De ahí que muchos juristas patrios suelan tener una visión de la interdisciplinariedad en el Derecho no ya hostil o escéptica, sino estrecha, de alcance sumamente corto y limitado. Las investigaciones jurídicas interdisciplinares son, para un considerable número de autores, aquellas en las que colaboran profesores procedentes de diferentes áreas de conocimiento jurídico (civilistas y mercantilistas; administrativistas y constitucionalistas; penalistas y procesalistas, etc.), a pesar de que la formación y las herramientas metodológicas empleadas por todos los implicados no difieran entre sí prácticamente en nada. Muchos no llegan a concebir seria y realmente la posibilidad de que los conocimientos y métodos decantados por la economía, la psicología, la estadística y otras disciplinas científicas tradicionalmente muy alejadas del mundo del Derecho sean aplicados con provecho para analizar y resolver los problemas de los que se ha venido ocupando la ciencia jurídica, a pesar de que esta aplicación es precisamente una de las más relevantes innovaciones habidas en esta rama del saber en el último siglo.

Los factores expuestos explicarían igualmente por qué los juristas españoles –y sospechamos que también los de muchos otros países– siguen viendo con tanto recelo prácticas, como la coautoría, que son el resultado natural de las investigaciones científicas genuinamente interdisciplinares y que, por ello, son muy comunes en otros ámbitos y, cada vez más, en determinadas comunidades jurídicas. Puede observarse, en este sentido, cómo la presencia de artículos interdisciplinares firmados por dos o más autores y que incorporan análisis económicos, psicológicos, modelos matemáticos, estudios empíricos cuantitativos, etc. se ha incrementado muy considerablemente durante las últimas décadas en las revistas jurídicas de mayor impacto mundial.
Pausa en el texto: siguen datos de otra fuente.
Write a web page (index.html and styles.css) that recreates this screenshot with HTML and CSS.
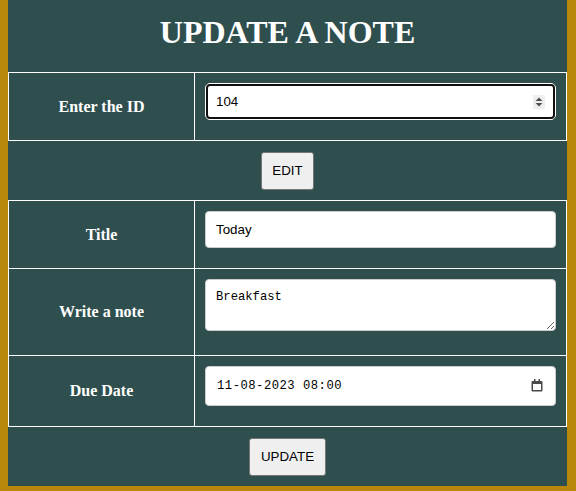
FILE: index.html
```html
<!DOCTYPE html>
<html lang="en">
<head>
<meta charset="utf-8">
<title>Update a note</title>
<link rel="stylesheet" href="styles.css">
</head>
<body>
<div class="page">
  <h1 class="heading">UPDATE A NOTE</h1>
  <table class="grid">
    <colgroup><col class="col-label"><col></colgroup>
    <tr>
      <th class="label">Enter the ID</th>
      <td class="field">
        <div class="control-wrap">
          <input class="control is-focused" type="number" value="104">
          <span class="spin" aria-hidden="true">
            <svg width="12" height="14" viewBox="0 0 12 14"><path d="M2.5 6 L6 2.5 L9.5 6 Z" fill="#505050"/><path d="M2.5 8 L6 11.5 L9.5 8 Z" fill="#505050"/></svg>
          </span>
        </div>
      </td>
    </tr>
  </table>
  <div class="actions"><button class="btn" type="button">EDIT</button></div>
  <table class="grid">
    <colgroup><col class="col-label"><col></colgroup>
    <tr>
      <th class="label">Title</th>
      <td class="field"><div class="control-wrap"><input class="control" type="text" value="Today"></div></td>
    </tr>
    <tr>
      <th class="label">Write a note</th>
      <td class="field"><div class="control-wrap note-wrap"><textarea class="control note">Breakfast</textarea></div></td>
    </tr>
    <tr>
      <th class="label">Due Date</th>
      <td class="field">
        <div class="control-wrap">
          <input class="control date" type="text" value="11-08-2023 08:00">
          <span class="cal" aria-hidden="true">
            <svg width="12" height="13" viewBox="0 0 12 13"><rect x="3" y="0" width="1.5" height="2" fill="#4a4a4a"/><rect x="7.5" y="0" width="1.5" height="2" fill="#4a4a4a"/><path d="M1.5 2 H10.5 A1 1 0 0 1 11.5 3 V11.5 A1 1 0 0 1 10.5 12.5 H1.5 A1 1 0 0 1 0.5 11.5 V3 A1 1 0 0 1 1.5 2 Z M2 5 V11 H10 V5 Z" fill="#4a4a4a" fill-rule="evenodd"/></svg>
          </span>
        </div>
      </td>
    </tr>
  </table>
  <div class="actions"><button class="btn" type="button">UPDATE</button></div>
</div>
</body>
</html>
```

FILE: styles.css
```css
html {
  background: #b8860b;
}

body {
  margin: 0 9px 5px 8px;
  font-family: "Liberation Serif", serif;
}

.page {
  background: #2f4f4f;
  padding-top: 14px;
}

.heading {
  margin: 0 0 21px;
  font-size: 32px;
  font-weight: bold;
  color: #fff;
  text-align: center;
  line-height: normal;
}

.grid {
  width: 100%;
  border-collapse: collapse;
  table-layout: fixed;
}

.col-label {
  width: 186px;
}

.grid th,
.grid td {
  border: 1px solid #fff;
}

.label {
  color: #fff;
  font-size: 16px;
  font-weight: bold;
  text-align: center;
  vertical-align: middle;
  padding: 0;
}

.field {
  padding: 10px;
  vertical-align: top;
}

.control-wrap {
  position: relative;
  margin-bottom: 10px;
}

.note-wrap {
  margin-bottom: 14px;
}

.control {
  display: block;
  box-sizing: border-box;
  width: 100%;
  margin: 0;
  padding: 10px;
  border: 1px solid #ccc;
  border-radius: 4px;
  background: #fff;
  color: #000;
  font-family: "Liberation Sans", Arial, sans-serif;
  font-size: 13.33px;
}

.control.is-focused {
  border-color: #fff;
  outline: 2px solid #101010;
  outline-offset: -3px;
  border-radius: 5px;
}

.control::-webkit-inner-spin-button,
.control::-webkit-outer-spin-button {
  -webkit-appearance: none;
  margin: 0;
}

.spin {
  position: absolute;
  right: 11px;
  top: 50%;
  margin-top: -7px;
  width: 12px;
  height: 14px;
  background: #efefef;
  display: flex;
}

.note {
  font-family: "Liberation Mono", monospace;
  font-size: 12.2px;
  height: 52px;
  resize: vertical;
}

.date {
  font-family: "Liberation Mono", monospace;
  font-size: 12.2px;
  letter-spacing: 0.5px;
  height: 40px;
  padding: 10px 11px;
}

.cal {
  position: absolute;
  right: 13px;
  top: 50%;
  margin-top: -7px;
  width: 12px;
  height: 13px;
  display: flex;
}

.actions {
  padding: 11px 0 10px;
  text-align: center;
}

.btn {
  font-family: "Liberation Sans", Arial, sans-serif;
  font-size: 13.33px;
  line-height: 16px;
  padding: 10px 10.5px;
  background: #efefef;
  color: #000;
  border: 1px solid #767676;
  border-radius: 3px;
}
```
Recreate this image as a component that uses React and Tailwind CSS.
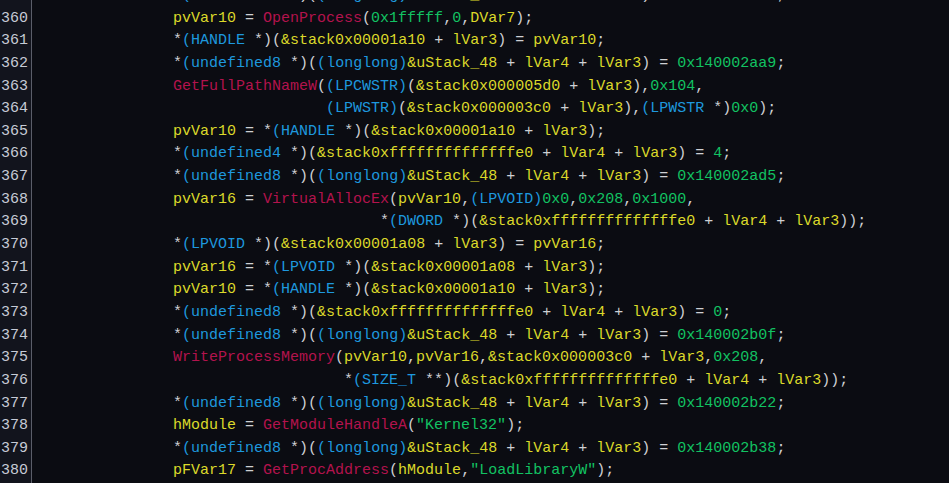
import React from "react";

const LINES = [
  [359, "*(undefined8 *)((longlong)&uStack_48 + lVar4 + lVar3) = 0x140002a8e;"],
  [360, "pvVar10 = OpenProcess(0x1fffff,0,DVar7);"],
  [361, "*(HANDLE *)(&stack0x00001a10 + lVar3) = pvVar10;"],
  [362, "*(undefined8 *)((longlong)&uStack_48 + lVar4 + lVar3) = 0x140002aa9;"],
  [363, "GetFullPathNameW((LPCWSTR)(&stack0x000005d0 + lVar3),0x104,"],
  [364, "                 (LPWSTR)(&stack0x000003c0 + lVar3),(LPWSTR *)0x0);"],
  [365, "pvVar10 = *(HANDLE *)(&stack0x00001a10 + lVar3);"],
  [366, "*(undefined4 *)(&stack0xffffffffffffffe0 + lVar4 + lVar3) = 4;"],
  [367, "*(undefined8 *)((longlong)&uStack_48 + lVar4 + lVar3) = 0x140002ad5;"],
  [368, "pvVar16 = VirtualAllocEx(pvVar10,(LPVOID)0x0,0x208,0x1000,"],
  [369, "                       *(DWORD *)(&stack0xffffffffffffffe0 + lVar4 + lVar3));"],
  [370, "*(LPVOID *)(&stack0x00001a08 + lVar3) = pvVar16;"],
  [371, "pvVar16 = *(LPVOID *)(&stack0x00001a08 + lVar3);"],
  [372, "pvVar10 = *(HANDLE *)(&stack0x00001a10 + lVar3);"],
  [373, "*(undefined8 *)(&stack0xffffffffffffffe0 + lVar4 + lVar3) = 0;"],
  [374, "*(undefined8 *)((longlong)&uStack_48 + lVar4 + lVar3) = 0x140002b0f;"],
  [375, "WriteProcessMemory(pvVar10,pvVar16,&stack0x000003c0 + lVar3,0x208,"],
  [376, "                   *(SIZE_T **)(&stack0xffffffffffffffe0 + lVar4 + lVar3));"],
  [377, "*(undefined8 *)((longlong)&uStack_48 + lVar4 + lVar3) = 0x140002b22;"],
  [378, "hModule = GetModuleHandleA(\"Kernel32\");"],
  [379, "*(undefined8 *)((longlong)&uStack_48 + lVar4 + lVar3) = 0x140002b38;"],
  [380, "pFVar17 = GetProcAddress(hModule,\"LoadLibraryW\");"],
  [381, ""],
];

const FUNCS = new Set([
  "OpenProcess",
  "GetFullPathNameW",
  "VirtualAllocEx",
  "WriteProcessMemory",
  "GetModuleHandleA",
  "GetProcAddress",
]);
const TYPES = new Set([
  "HANDLE",
  "undefined8",
  "undefined4",
  "longlong",
  "LPCWSTR",
  "LPWSTR",
  "LPVOID",
  "DWORD",
  "SIZE_T",
]);

const COLOR = {
  fn: "text-[#b3134d]",
  type: "text-[#1e98de]",
  num: "text-[#12c262]",
  var: "text-[#dcd92a]",
  punct: "text-[#cfd0d4]",
  ws: "",
};

function tokenize(src) {
  const re = /("[^"]*")|(0x[0-9a-fA-F]+\b|\d+\b)|(&?[A-Za-z_][A-Za-z0-9_]*)|(\s+)|(.)/g;
  const out = [];
  let m;
  while ((m = re.exec(src))) {
    if (m[1]) out.push({ t: m[1], k: "num" });
    else if (m[2]) out.push({ t: m[2], k: "num" });
    else if (m[3]) {
      const w = m[3];
      if (FUNCS.has(w)) out.push({ t: w, k: "fn" });
      else if (TYPES.has(w)) out.push({ t: w, k: "type" });
      else out.push({ t: w, k: "var" });
    } else if (m[4]) out.push({ t: m[4], k: "ws" });
    else out.push({ t: m[5], k: "punct" });
  }
  for (let i = 0; i < out.length; i++) {
    if (out[i].k === "type") {
      if (i > 0 && out[i - 1].t === "(") out[i - 1].k = "type";
      if (i + 1 < out.length && out[i + 1].t === ")") out[i + 1].k = "type";
    }
  }
  return out;
}

function CodeLine({ src }) {
  return (
    <span className="whitespace-pre">
      {tokenize(src).map((tk, i) => (
        <span key={i} className={COLOR[tk.k]}>
          {tk.t}
        </span>
      ))}
    </span>
  );
}

export default function App() {
  return (
    <div className="w-[949px] h-[483px] overflow-hidden bg-[#0b0c12] font-['Liberation_Mono',monospace] text-[15px]">
      <div className="-mt-[15px] flex flex-col">
        {LINES.map(([n, src]) => (
          <div key={n} className="flex h-[22.65px] leading-[22.65px]">
            <div className="w-[30px] shrink-0 bg-[#12141d] border-r border-[#5b5e69] pl-[1px] text-[#c6cbd6] box-content">
              {n}
            </div>
            <div className="pl-[141px] whitespace-pre">
              <CodeLine src={src} />
            </div>
          </div>
        ))}
      </div>
    </div>
  );
}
Corre el rumor de que el Comité asesor de “Derecho y Jurisprudencia” de la Comisión Nacional Evaluadora de la Actividad Investigadora (CNEAI) viene dividiendo por el número de coautores la puntuación asignada a las publicaciones escritas en coautoría, lo que hace prácticamente imposible que éstas reciban una valoración positiva y, por lo tanto, tengan alguna utilidad a los efectos de lograr los correspondientes complementos retributivos por méritos investigadores –los famosos “sexenios”–, lo que evidentemente desincentiva la elaboración de este tipo de trabajos y, a la postre, la cooperación entre expertos provenientes de diferentes áreas de conocimiento. Nos consta, desde luego, que en una ocasión no lejana la CNEAI aplicó automáticamente semejante reducción sólo porque una parte del trabajo de investigación evaluado, cuya calidad había sido apreciada positivamente por la propia Comisión (los lectores podrán juzgar por sí mismos), había sido preparada y redactada por la solicitante, profesora de Derecho penal, en estrecha colaboración con un catedrático de estadística, lo cual se hacía constar en nota al pie. Todo ello a pesar de que en los criterios de evaluación aprobados por la CNEAI no se contempla en modo alguno tal reducción, sino que tan sólo se dice que “el número de autores de una aportación debe estar justificado por el tema, su complejidad y su extensión”, justificación que en el caso considerado era incuestionable y, de hecho, no se había puesto en duda. ¡Menuda manera de fomentar la interdisciplinariedad! La CNEAI terminó rectificando esta evaluación en vía de recurso, afortunadamente. Pero no está claro que en un futuro próximo este tipo de publicaciones vayan a recibir la misma valoración positiva que con toda naturalidad y merecimiento obtienen trabajos análogos en otros campos científicos, lo cual desalienta su elaboración, como fácilmente se comprende.

Y estos son sólo algunos ejemplos –queridos lectores– de lo mucho y bien que en nuestro país se promueve efectivamente la interdisciplinariedad de la investigación y la enseñanza del Derecho.